Is it possible to imagine someone approaching this man to tell a joke or to make an impertinent remark? No. He is surrounded by an atmosphere of respect that makes banalities impossible. Is it possible for this man to apostatize? No. His face reveals a spirit that is completely co-natural with the Catholic Faith.
It is true that historically he could have been a much better person than he was; but in his own sphere of action he was a great man.
There were others like Bossuet in this period. You may observe the elaboration in his dress, like that of Richelieu. Both Bossuet and Richelieu had strong personalities - the latter more than the former - but they also paid tribute to the fashion of the time. At that time, those who did not have strong personalities used to wear an exaggerated quantity of adornments - lace, sweeping mantles, curled wigs, etc. - to dissimulate their weak personalities.
A man like this was the Cardinal of Rohan, at right, the central figure in the “necklace affair,” a fabricated scheme to incriminate the Queen. The lie was broadly spread by the Secret Forces to slander Marie Antoinette and prepare public opinion for the French Revolution. The Cardinal was an extremely delicate man with a doll face; he wore lace cuffs, took snuff with ineffable grace and knew how to converse with the ladies with the greatest affability...
This is the portrait of Fenelon, also a great preacher of the 17th century and tutor of the grandson of Louis XIV.
He is unquestionably an intelligent man. He is a man who finds it delicious to be inside his own skin; he savors the thousands of different flavors he finds in this self-contemplation.
He gazes at one with a spiritual and quite discreet smile. If someone were to approach him, he would be received with a charming greeting.
This picture shows him wearing a rich and dignified episcopal attire - he was Archbishop of Cambrai - but not particularly ornamental. He was a contemporary of Bossuet and both competed to be the first ecclesiastical orator of France. The same spirit of gravity is present in both, but in Bossuet more than in Fenelon.
Cardinal André Fleury was first tutor to the infant Louis; then, when the latter became King Louis XV of France, he was his most influential minister.
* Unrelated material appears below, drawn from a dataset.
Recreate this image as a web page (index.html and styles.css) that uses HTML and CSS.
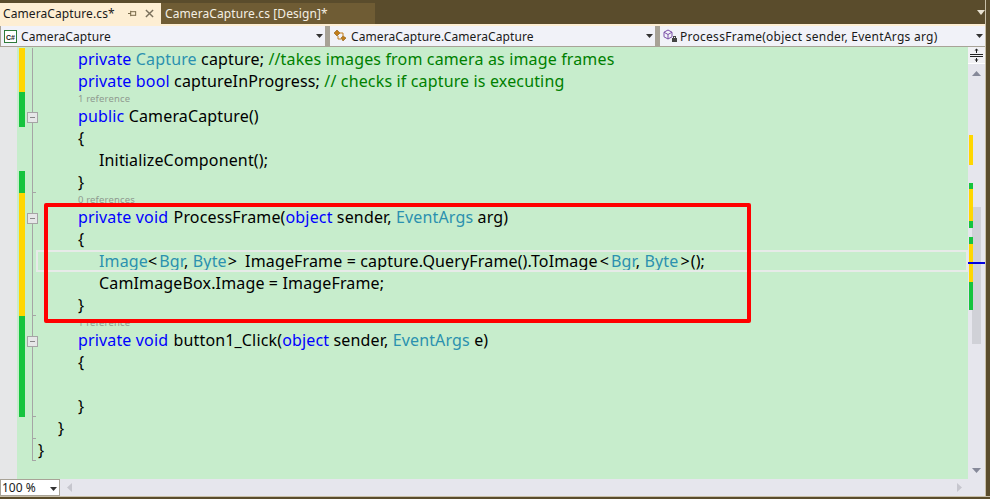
FILE: index.html
```html
<!DOCTYPE html>
<html lang="en">
<head>
<meta charset="utf-8">
<title>CameraCapture.cs</title>
<link rel="stylesheet" href="styles.css">
</head>
<body>
<div class="window">
  <div class="main">
    <div class="tabs">
      <div class="tab active">
        <span class="tab-name">CameraCapture.cs*</span>
        <svg class="tab-icon" width="9" height="9" viewBox="0 0 10 10"><path d="M0 5h3M3 2v6M3 3h6M3 7h6M8.500 3v4" fill="none" stroke="#6b5c3b"/></svg>
        <svg class="tab-icon close" width="9" height="9" viewBox="0 0 10 10"><path d="M1 1l8 8M9 1l-8 8" fill="none" stroke="#7a705c" stroke-width="1.600"/></svg>
      </div>
      <div class="tab inactive"><span class="tab-name">CameraCapture.cs [Design]*</span></div>
      <div class="tab-spacer">
        <svg class="overflow" width="8" height="5" viewBox="0 0 8 5"><path d="M0 0h8L4 5z" fill="#e8e2d2"/></svg>
      </div>
    </div>
    <div class="nav">
      <div class="combo c1">
        <svg class="ico" width="13" height="13" viewBox="0 0 13 13"><rect x=".5" y=".5" width="12" height="12" fill="#fff" stroke="#2d7a3a"/><text x="2" y="9.500" class="csharp">C#</text></svg>
        <span class="combo-text">CameraCapture</span>
        <svg class="caret" width="7" height="4" viewBox="0 0 7 4"><path d="M0 0h7L3.500 4z" fill="#333"/></svg>
      </div>
      <div class="combo c2">
        <svg class="ico" width="15" height="14" viewBox="0 0 15 14"><path d="M1 4l3-3 3 3-3 3zM8 9l2-2 3 2-3 3z" fill="#c27d1a" stroke="#8a5a10" stroke-width=".6"/><path d="M6 4h4v3M5 7v3h3" fill="none" stroke="#c27d1a"/></svg>
        <span class="combo-text">CameraCapture.CameraCapture</span>
        <svg class="caret" width="7" height="4" viewBox="0 0 7 4"><path d="M0 0h7L3.500 4z" fill="#333"/></svg>
      </div>
      <div class="combo c3">
        <svg class="ico" width="15" height="14" viewBox="0 0 15 14"><path d="M5 1l4 2.200v4.600L5 10 1 7.800V3.200zM1 3.200l4 2.300 4-2.300M5 5.500V10" fill="none" stroke="#7b4fa8"/><rect x="9" y="9" width="5" height="4" fill="#444"/><rect x="10.500" y="7.500" width="2" height="2" fill="none" stroke="#444"/></svg>
        <span class="combo-text">ProcessFrame(object sender, EventArgs arg)</span>
        <svg class="caret" width="7" height="4" viewBox="0 0 7 4"><path d="M0 0h7L3.500 4z" fill="#333"/></svg>
      </div>
    </div>
    <div class="editor-row">
      <div class="editor">
        <div class="margin"></div>
        <div class="code">
          <div class="row edit"><i class="l2"></i><span class="k">private</span> <span class="t">Capture</span> capture; <span class="c">//takes images from camera as image frames</span></div>
          <div class="row edit"><i class="l2"></i><span class="k">private</span> <span class="k">bool</span> captureInProgress; <span class="c">// checks if capture is executing</span></div>
          <div class="lens saved"><i class="l2"></i>1 reference</div>
          <div class="row saved fold"><i class="l2"></i><span class="k">public</span> CameraCapture()</div>
          <div class="row"><i class="l2"></i>{</div>
          <div class="row"><i class="l3"></i>InitializeComponent();</div>
          <div class="row saved tick"><i class="l2"></i>}</div>
          <div class="lens edit"><i class="l2"></i>0 references</div>
          <div class="row edit fold"><i class="l2"></i><span class="k">private</span> <span class="k">void</span> <span class="m-name">ProcessFrame(</span><span class="k">object</span> sender, <span class="t">EventArgs</span> arg)</div>
          <div class="row edit"><i class="l2"></i>{</div>
          <div class="row edit current"><i class="l3"></i><span class="t">Image</span><span class="lt">&lt;</span><span class="t">Bgr</span>, <span class="t">Byte</span><span class="gt">&gt;</span>ImageFrame = capture.QueryFrame().ToImage<span class="lt second">&lt;</span><span class="t">Bgr</span>, <span class="t">Byte</span><span class="gt-end">&gt;</span>();</div>
          <div class="row edit"><i class="l3"></i>CamImageBox.Image = ImageFrame;</div>
          <div class="row edit tick"><i class="l2"></i>}</div>
          <div class="lens saved"><i class="l2"></i>1 reference</div>
          <div class="row saved fold"><i class="l2"></i><span class="k">private</span> <span class="k">void</span> <span class="m-name">button1_Click(</span><span class="k">object</span> sender, <span class="t">EventArgs</span> e)</div>
          <div class="row saved"><i class="l2"></i>{</div>
          <div class="row saved"></div>
          <div class="row saved tick"><i class="l2"></i>}</div>
          <div class="row tick"><i class="l1"></i>}</div>
          <div class="row tick last"><i class="l0"></i>}</div>
        </div>
        <div class="highlight"></div>
      </div>
      <div class="vscroll">
        <div class="split">
          <svg width="13" height="14" viewBox="0 0 13 14"><path d="M0 6.500h13M0 8.500h13M6.500 1v4M6.500 10v4" stroke="#222" fill="none"/><path d="M4.500 2.500l2-2 2 2zM4.500 11.500l2 2 2-2z" fill="#222"/></svg>
        </div>
        <svg class="arrow-up" width="9" height="5" viewBox="0 0 9 5"><path d="M4.500 0L9 5H0z" fill="#868999"/></svg>
        <div class="thumb"></div>
        <div class="marks">
          <b class="m m1 y"></b><b class="m m2 g"></b><b class="m m3 y"></b><b class="m m4 g"></b><b class="m m5 g"></b><b class="m m6 y"></b><b class="m m7 g"></b>
        </div>
        <div class="caretmark"></div>
        <svg class="arrow-down" width="9" height="5" viewBox="0 0 9 5"><path d="M0 0h9L4.500 5z" fill="#868999"/></svg>
      </div>
    </div>
    <div class="hbar">
      <div class="zoombox"><span>100 %</span><svg class="caret" width="7" height="4" viewBox="0 0 7 4"><path d="M0 0h7L3.500 4z" fill="#333"/></svg></div>
      <svg class="arrow-left" width="5" height="9" viewBox="0 0 5 9"><path d="M5 0v9L0 4.500z" fill="#c6c6ce"/></svg>
      <svg class="arrow-right" width="5" height="9" viewBox="0 0 5 9"><path d="M0 0v9l5-4.500z" fill="#c6c6ce"/></svg>
    </div>
  </div>
  <div class="foot"></div>
</div>
</body>
</html>
```
FILE: styles.css
```css
* { box-sizing: border-box; }
html, body { margin: 0; padding: 0; }
body { width: 990px; height: 499px; overflow: hidden; background: #5a4c2c; font-family: "Noto Sans", "Liberation Sans", sans-serif; }
.window { width: 990px; height: 499px; display: flex; flex-direction: column; }
.main { width: 986px; height: 496px; display: flex; flex-direction: column; border-right: 1px solid #c8bfa8; }
.tabs { height: 24px; padding-top: 3px; display: flex; margin-right: -1px; }
.tab { height: 21px; display: flex; align-items: center; font-size: 12px; white-space: nowrap; }
.tab.active { width: 161px; background: #fdeed3; color: #1a1a1a; padding-left: 3px; }
.tab.inactive { width: 214px; background: #6f5c34; color: #f4efe3; padding-left: 4px; }
.tab-name { letter-spacing: .1px; }
.tab-icon { margin-left: 13px; flex: none; }
.tab-icon.close { margin-left: 8px; }
.tab-spacer { flex: 1; display: flex; justify-content: flex-end; align-items: center; }
.overflow { margin-top: -3px; margin-right: 1px; }
.nav { height: 23px; background: #a8a397; border-top: 2px solid #fdeed3; border-bottom: 1px solid #a8a397; display: flex; gap: 5px; padding-left: 1px; }
.combo { height: 20px; background: #f1f2f8; display: flex; align-items: center; font-size: 12px; color: #1a1a1a; position: relative; padding-left: 3px; white-space: nowrap; }
.c1 { width: 324px; }
.c2 { width: 325px; }
.c3 { flex: 1; }
.combo-text { margin-left: 4px; letter-spacing: .1px; }
.c2 .combo-text { margin-left: 3px; }
.c3 .combo-text { margin-left: 2px; letter-spacing: .27px; }
.combo .caret { position: absolute; right: 2px; top: 8px; }
.csharp { font: bold 7px "Liberation Sans", sans-serif; fill: #222; }
.editor-row { flex: 1; display: flex; min-height: 0; }
.editor { flex: 1; position: relative; background: #c7edcc; display: flex; }
.margin { width: 17px; background: #e6e7e8; flex: none; }
.code { flex: 1; padding-top: 1px; display: flex; flex-direction: column; font-size: 16px; letter-spacing: .15px; color: #000; }
.row { height: 22px; line-height: 22px; flex: none; position: relative; white-space: pre; border-left: 6px solid transparent; margin-left: 2px; }
.lens { height: 13px; line-height: 13px; flex: none; font-size: 9.500px; color: #8f9a90; position: relative; border-left: 6px solid transparent; margin-left: 2px; white-space: pre; letter-spacing: .15px; }
.edit { border-left-color: #ffd700; }
.saved { border-left-color: #16c43e; }
.row > i, .lens > i { display: inline-block; font-style: normal; }
.l0 { width: 13px; }
.l1 { width: 33px; }
.l2 { width: 53px; }
.l3 { width: 74px; }
.k { color: #0000ff; }
.t { color: #2b91af; }
.c { color: #008000; }
.m-name { margin-left: 1px; }
.lt { margin-right: 2px; }
.lt.second { margin-left: 2px; }
.gt { margin: 0 8px 0 1px; }
.gt-end { margin: 0 1px 0 2px; }
.row::before, .lens::before { content: ""; position: absolute; left: 7px; top: 0; bottom: 0; border-left: 1px solid #a5a5a5; }
.tick::after { content: ""; position: absolute; left: 7px; bottom: 0; width: 4px; border-bottom: 1px solid #a5a5a5; }
.fold::after { content: ""; position: absolute; left: 2px; top: 7px; width: 9px; height: 9px; background: #e6e7e8 linear-gradient(#888, #888) center / 5px 1px no-repeat; border: 1px solid #a5a5a5; }
.current::after { content: ""; position: absolute; left: 11px; right: 0; top: 0; bottom: 0; border: 2px solid #e7eae8; }
.highlight { position: absolute; left: 44px; top: 156px; width: 707px; height: 120px; border: 4px solid #ff0000; border-radius: 2px; }
.vscroll { width: 17px; background: #e6e6ed; position: relative; flex: none; }
.split { height: 17px; display: flex; align-items: center; justify-content: center; background: #f1f1f4; border-bottom: 1px solid #fff; }
.arrow-up { position: absolute; left: 4px; top: 24px; }
.arrow-down { position: absolute; left: 4px; top: 421px; }
.thumb { position: absolute; left: 4px; top: 160px; width: 9px; height: 137px; background: #d0d1d7; }
.marks { position: absolute; left: 1px; top: 0; width: 4px; }
.m { position: absolute; left: 0; width: 4px; }
.y { background: #ffd700; }
.g { background: #16c43e; }
.m1 { top: 88px; height: 30px; }
.m2 { top: 136px; height: 6px; }
.m3 { top: 142px; height: 32px; }
.m4 { top: 174px; height: 7px; }
.m5 { top: 190px; height: 7px; }
.m6 { top: 197px; height: 38px; }
.m7 { top: 235px; height: 28px; }
.caretmark { position: absolute; left: 0; top: 215px; width: 17px; height: 2px; background: #0000e0; }
.hbar { height: 17px; background: #e6e6ed; display: flex; align-items: center; position: relative; flex: none; }
.zoombox { width: 60px; height: 17px; background: #fff; border: 1px solid #a8a397; display: flex; align-items: center; font-size: 12px; color: #1a1a1a; padding-left: 1px; position: relative; }
.zoombox .caret { position: absolute; right: 2px; top: 7px; }
.arrow-left { margin-left: 7px; }
.arrow-right { position: absolute; left: 957px; top: 4px; }
.foot { height: 3px; background: #5a4c2c; border-top: 1px solid #c8bfa8; }
```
In this picture Cardinal Fleury looks like an old lady comfortably arranging herself amid her fineries. He is seated in his chair with the self-satisfied air of someone who has triumphed.
He is undeniably distinguished, but his character no longer reflects gravity. It was replaced by distinction, a more pallid ray from the same sun.
By his time personages were no longer grave, but distinguished. They did not mind dealing with a thousand silly matters, so long as those things were presented in an agreeable and elegant way; this is what the French call badinage: a light, agile and courteous way to banter about trifles.
There is still something serious in his soul. For example, he would regard with scathing disdain a present day adorer of motorcycles, should the latter present himself before him. But he is at a much lower level than Bossuet, just as Bossuet fell to a much lower level than St. Bernardino of Siena. This man would panic in the presence of St. Bernardino.
Note the optimism of these priests. For these poor men nothing is elevated any more. Should someone try to speak to them about the sublimity of God, he would be looked at askew. For them life is a cloudless horizon. Their main concern is to joke, which is the lowest level of amiability: to make others laugh. They do not want to see that the Church is going through the most apocalyptic time of her existence.
Do these poor men have an idea of what it means for us laymen to persevere in the Catholic faith and morals? Do they have any notion of the fights, persecutions and adversities we have to face in order to remain faithful? Do they think that they will guide people to practice virtue with this attitude? They imagine that this is what they are doing and that everyone is following them; they believe they are conquering the world. But they are not. They are helping the Church to lose her credibility.
Imagine a man like this in a public square telling his jokes to the people. Do you believe people would follow him as they followed St. Bernardino of Siena as he preached, changing places in the square so as not to lose a single one of his words? No. People do not take this kind of priest seriously.
According to a legend, an Angel once appeared to St. Jerome and scourged him for his attachment to the classic authors of Pagan Antiquity. One would say that these men need to be scourged by an Angel for them to change their spirit of endemic optimism.
As this selection of pictures on the decay of the clergy’s mentality and attire through the centuries comes to an end, I offer this conclusion: From the times of St. Dominic in the 13th century until today, the mentality of the clergy, generally speaking, changed from being serious and grave, turned principally toward the glory of God in heaven and on earth, to a mentality turned toward pleasing men. We saw how the clergy had faith, but subordinated that faith to the service of their Kings. Then, as in this last picture, the vice of imitating secular manners and pleasing men reached an apex that transformed innumerable members of the clergy into optimistic jokers, who no longer represent Christ to the faithful. Their attires followed an analogous path.
One could say that a great part of the present day moral crisis is due to the lack of gravitas of the clergy. With this kind of person and spirit, it is impossible to build the Reign of Mary. The chastisement predicted in Fatima has to change this.